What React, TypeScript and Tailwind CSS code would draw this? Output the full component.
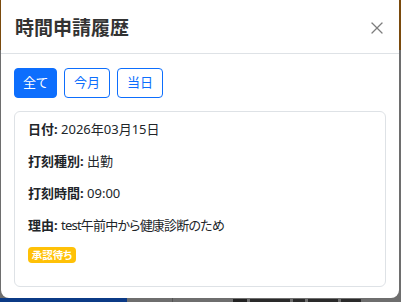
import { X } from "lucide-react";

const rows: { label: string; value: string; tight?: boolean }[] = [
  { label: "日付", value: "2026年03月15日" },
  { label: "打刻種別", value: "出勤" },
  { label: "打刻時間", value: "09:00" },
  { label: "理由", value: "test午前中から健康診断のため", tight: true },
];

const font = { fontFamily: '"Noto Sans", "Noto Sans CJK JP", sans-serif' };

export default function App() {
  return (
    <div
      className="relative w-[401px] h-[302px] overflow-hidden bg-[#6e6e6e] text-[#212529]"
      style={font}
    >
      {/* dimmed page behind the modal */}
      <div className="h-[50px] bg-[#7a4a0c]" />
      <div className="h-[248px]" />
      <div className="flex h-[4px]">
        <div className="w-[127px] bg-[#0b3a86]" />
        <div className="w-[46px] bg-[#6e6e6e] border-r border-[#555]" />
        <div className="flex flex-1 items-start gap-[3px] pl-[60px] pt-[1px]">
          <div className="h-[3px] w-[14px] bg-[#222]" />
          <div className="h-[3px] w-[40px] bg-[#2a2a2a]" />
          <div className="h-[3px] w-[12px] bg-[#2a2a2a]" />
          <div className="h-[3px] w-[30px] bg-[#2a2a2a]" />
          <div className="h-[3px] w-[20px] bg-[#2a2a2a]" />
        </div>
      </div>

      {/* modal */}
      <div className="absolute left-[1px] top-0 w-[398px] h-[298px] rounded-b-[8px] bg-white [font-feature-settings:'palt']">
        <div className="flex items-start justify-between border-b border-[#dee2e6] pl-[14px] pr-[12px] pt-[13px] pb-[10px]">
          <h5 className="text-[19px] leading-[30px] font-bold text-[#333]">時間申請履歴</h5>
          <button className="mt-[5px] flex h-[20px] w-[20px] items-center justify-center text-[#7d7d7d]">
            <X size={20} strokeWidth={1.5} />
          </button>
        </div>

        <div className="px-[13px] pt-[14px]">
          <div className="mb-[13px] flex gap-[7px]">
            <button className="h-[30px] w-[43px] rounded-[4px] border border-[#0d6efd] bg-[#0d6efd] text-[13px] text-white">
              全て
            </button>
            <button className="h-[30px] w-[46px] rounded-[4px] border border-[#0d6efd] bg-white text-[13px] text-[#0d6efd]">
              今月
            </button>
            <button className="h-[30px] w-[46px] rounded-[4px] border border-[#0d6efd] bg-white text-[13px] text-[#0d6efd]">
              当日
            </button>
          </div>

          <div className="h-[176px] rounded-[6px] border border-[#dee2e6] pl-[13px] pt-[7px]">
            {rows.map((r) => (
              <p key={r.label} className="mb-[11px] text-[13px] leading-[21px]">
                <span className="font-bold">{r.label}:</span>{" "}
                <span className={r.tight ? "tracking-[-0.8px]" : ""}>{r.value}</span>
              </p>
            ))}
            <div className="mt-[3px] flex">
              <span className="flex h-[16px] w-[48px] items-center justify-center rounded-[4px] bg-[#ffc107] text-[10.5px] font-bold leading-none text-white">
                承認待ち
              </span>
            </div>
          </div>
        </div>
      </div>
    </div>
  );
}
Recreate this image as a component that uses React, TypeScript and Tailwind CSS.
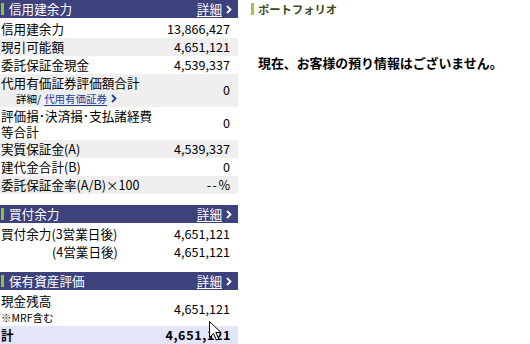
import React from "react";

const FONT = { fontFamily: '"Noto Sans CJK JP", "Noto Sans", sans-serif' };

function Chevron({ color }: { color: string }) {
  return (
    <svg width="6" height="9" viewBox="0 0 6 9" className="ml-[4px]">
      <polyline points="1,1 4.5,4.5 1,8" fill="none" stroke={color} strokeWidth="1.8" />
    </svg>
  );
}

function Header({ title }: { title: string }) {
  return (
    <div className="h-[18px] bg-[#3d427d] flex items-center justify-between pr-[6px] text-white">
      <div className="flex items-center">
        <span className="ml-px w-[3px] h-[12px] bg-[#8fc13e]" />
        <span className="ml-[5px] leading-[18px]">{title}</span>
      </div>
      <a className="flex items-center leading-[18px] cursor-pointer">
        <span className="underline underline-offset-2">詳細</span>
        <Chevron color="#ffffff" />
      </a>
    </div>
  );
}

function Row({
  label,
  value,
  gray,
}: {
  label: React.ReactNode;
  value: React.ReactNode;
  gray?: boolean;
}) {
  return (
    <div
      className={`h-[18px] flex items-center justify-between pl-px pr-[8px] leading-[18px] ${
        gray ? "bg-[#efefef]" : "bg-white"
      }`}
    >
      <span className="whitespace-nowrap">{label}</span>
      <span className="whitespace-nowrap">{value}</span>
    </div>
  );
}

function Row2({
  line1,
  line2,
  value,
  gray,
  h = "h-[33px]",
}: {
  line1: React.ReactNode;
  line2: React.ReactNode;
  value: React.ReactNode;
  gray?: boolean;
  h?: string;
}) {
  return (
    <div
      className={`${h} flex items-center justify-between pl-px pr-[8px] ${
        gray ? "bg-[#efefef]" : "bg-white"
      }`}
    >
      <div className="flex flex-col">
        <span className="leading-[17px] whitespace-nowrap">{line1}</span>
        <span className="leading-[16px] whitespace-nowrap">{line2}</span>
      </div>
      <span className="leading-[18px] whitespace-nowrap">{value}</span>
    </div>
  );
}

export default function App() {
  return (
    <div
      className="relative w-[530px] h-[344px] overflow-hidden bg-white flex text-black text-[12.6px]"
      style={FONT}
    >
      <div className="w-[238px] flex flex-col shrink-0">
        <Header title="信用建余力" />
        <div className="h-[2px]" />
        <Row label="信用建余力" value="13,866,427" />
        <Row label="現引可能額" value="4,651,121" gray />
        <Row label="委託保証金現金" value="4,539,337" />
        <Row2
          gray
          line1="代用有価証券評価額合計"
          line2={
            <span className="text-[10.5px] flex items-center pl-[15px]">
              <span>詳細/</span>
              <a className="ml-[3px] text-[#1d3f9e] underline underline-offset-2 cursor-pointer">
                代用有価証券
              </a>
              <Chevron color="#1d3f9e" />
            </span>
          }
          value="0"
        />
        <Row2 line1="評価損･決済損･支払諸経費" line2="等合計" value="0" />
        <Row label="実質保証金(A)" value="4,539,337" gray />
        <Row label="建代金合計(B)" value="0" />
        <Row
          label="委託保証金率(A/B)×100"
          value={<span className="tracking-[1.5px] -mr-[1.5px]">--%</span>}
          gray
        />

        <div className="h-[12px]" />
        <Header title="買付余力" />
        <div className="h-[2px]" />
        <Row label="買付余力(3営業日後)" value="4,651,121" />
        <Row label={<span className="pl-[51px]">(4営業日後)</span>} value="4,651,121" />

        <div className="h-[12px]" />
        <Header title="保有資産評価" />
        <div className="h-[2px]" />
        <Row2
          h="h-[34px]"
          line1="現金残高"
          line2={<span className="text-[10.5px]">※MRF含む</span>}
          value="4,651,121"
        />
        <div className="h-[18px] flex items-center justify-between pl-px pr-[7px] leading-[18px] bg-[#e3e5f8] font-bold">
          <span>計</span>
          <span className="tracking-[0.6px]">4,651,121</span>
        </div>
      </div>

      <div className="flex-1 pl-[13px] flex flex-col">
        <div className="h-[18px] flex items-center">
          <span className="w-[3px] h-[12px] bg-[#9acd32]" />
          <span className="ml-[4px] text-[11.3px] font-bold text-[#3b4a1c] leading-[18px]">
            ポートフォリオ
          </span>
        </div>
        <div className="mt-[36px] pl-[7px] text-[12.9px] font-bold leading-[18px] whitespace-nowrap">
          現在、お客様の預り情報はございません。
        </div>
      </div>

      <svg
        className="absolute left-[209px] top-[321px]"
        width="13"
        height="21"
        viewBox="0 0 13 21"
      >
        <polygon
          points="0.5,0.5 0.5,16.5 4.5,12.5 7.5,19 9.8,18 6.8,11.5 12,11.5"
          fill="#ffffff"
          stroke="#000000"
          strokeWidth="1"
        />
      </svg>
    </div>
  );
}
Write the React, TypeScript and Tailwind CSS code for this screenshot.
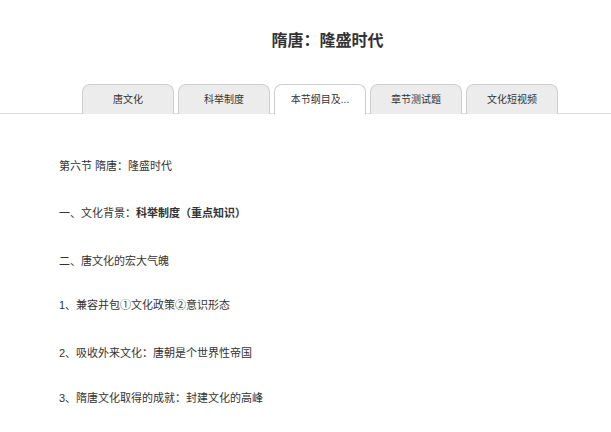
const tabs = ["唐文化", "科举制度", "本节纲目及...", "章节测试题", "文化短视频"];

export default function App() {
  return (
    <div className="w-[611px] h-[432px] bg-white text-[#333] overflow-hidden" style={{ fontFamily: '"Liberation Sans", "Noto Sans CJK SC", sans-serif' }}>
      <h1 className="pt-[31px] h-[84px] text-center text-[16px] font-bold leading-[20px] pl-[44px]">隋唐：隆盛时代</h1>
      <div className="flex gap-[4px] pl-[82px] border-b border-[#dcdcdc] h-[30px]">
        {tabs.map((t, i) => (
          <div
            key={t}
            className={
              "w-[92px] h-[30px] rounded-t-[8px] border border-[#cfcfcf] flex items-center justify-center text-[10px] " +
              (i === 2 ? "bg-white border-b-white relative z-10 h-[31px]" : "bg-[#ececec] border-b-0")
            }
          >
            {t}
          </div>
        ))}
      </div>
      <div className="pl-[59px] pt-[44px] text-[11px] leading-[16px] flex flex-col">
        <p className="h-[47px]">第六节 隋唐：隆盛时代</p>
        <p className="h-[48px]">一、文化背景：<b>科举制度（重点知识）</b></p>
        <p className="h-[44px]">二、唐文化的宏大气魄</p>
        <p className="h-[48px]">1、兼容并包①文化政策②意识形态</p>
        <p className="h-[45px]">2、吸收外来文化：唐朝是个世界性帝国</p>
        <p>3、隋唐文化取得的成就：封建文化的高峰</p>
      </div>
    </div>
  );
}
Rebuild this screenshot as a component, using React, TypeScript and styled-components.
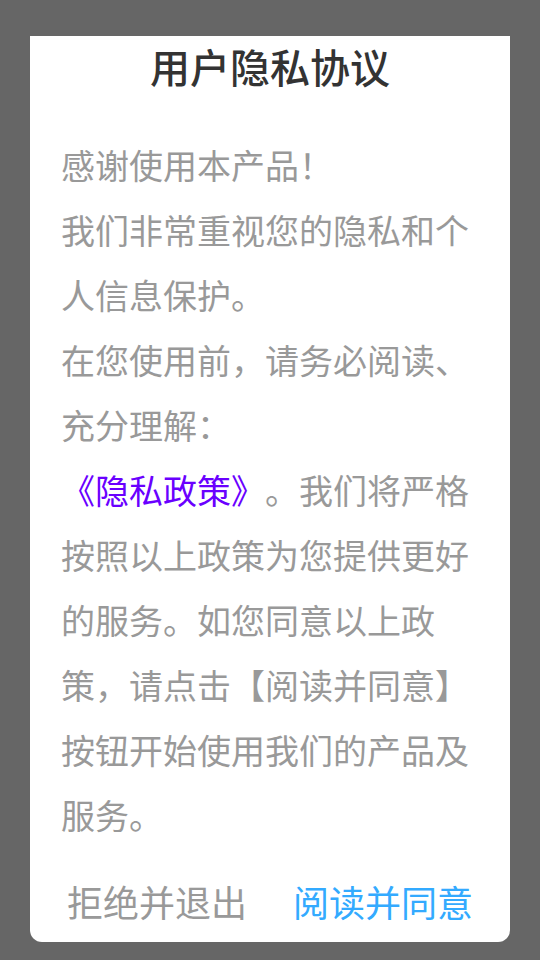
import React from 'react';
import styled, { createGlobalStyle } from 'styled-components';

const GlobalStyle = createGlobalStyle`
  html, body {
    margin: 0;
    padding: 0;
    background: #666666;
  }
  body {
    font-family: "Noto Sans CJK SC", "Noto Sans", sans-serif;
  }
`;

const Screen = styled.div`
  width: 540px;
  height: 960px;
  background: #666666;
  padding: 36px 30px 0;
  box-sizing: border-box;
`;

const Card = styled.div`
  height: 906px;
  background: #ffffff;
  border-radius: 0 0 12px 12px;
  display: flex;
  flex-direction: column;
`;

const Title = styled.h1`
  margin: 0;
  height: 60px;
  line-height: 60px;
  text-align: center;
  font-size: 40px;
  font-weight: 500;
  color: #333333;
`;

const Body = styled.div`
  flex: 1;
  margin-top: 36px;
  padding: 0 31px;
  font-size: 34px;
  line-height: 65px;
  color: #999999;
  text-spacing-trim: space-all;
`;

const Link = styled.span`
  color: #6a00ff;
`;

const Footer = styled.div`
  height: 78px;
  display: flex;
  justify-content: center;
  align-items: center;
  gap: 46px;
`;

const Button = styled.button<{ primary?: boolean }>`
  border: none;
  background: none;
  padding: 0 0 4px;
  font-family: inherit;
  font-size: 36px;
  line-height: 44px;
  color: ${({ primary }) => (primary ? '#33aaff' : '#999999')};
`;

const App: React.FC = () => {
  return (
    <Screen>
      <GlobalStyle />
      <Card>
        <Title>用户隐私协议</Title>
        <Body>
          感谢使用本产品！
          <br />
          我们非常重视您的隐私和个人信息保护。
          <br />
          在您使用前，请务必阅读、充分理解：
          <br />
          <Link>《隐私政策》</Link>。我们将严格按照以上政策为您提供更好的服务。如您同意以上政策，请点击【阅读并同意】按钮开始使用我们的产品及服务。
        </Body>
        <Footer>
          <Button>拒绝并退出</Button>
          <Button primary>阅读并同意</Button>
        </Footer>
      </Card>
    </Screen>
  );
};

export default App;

• **Task details**
Show every line from the listing above in which the string "Tailwind" appears.

• **Exercise solution**
What React, TypeScript and Tailwind CSS code would draw this? Output the full component.
Recreate this image as a component that uses React, TypeScript and Tailwind CSS.
Write the React, TypeScript and Tailwind CSS code for this screenshot.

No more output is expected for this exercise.